The following clip of him reading a passage from his Pale Blue Dot book is astonishing and humbling.
Here is the excerpt in full, as listed on Wikipedia.
In a commencement address delivered May 11, 1996, Sagan related his thoughts on the deeper meaning of the photograph:
"We succeeded in taking that picture [from deep space], and, if you look at it, you see a dot. That's here. That's home. That's us. On it everyone you love, everyone you know, everyone you've ever heard of, every human being who ever was lived out their lives. The aggregate of all our joys and sufferings, thousands of confident religions, ideologies and economic doctrines, every hunter and forager, every hero and coward, every creator and destroyer of civilizations, every king and peasant, every young couple in love, every hopeful child, every mother and father, every inventor and explorer, every teacher of morals, every corrupt politician, every superstar, every supreme leader, every saint and sinner in the history of our species, lived there - on a mote of dust suspended in a sunbeam.
The Earth is a very small stage in a vast cosmic arena. Think of the rivers of blood spilled by all those generals and emperors so that in glory and triumph they could become the momentary masters of a fraction of a dot. Think of the endless cruelties visited by the inhabitants of one corner of the dot on scarcely distinguishable inhabitants of some other corner of the dot. How frequent their misunderstandings, how eager they are to kill one another, how fervent their hatreds. Our posturings, our imagined self-importance, the delusion that we have some privileged position in the universe, are challenged by this point of pale light.

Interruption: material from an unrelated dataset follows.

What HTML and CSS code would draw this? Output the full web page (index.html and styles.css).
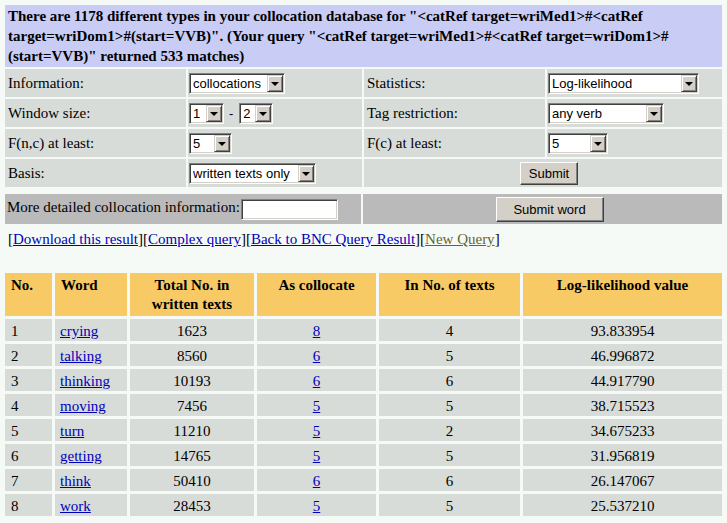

Our planet is a lonely speck in the great enveloping cosmic dark. In our obscurity -- in all this vastness -- there is no hint that help will come from elsewhere to save us from ourselves. It is up to us. It's been said that astronomy is a humbling, and I might add, a character-building experience. To my mind, there is perhaps no better demonstration of the folly of human conceits than this distant image of our tiny world. To me, it underscores our responsibility to deal more kindly and compassionately with one another and to preserve and cherish this pale blue dot, the only home we've ever known.”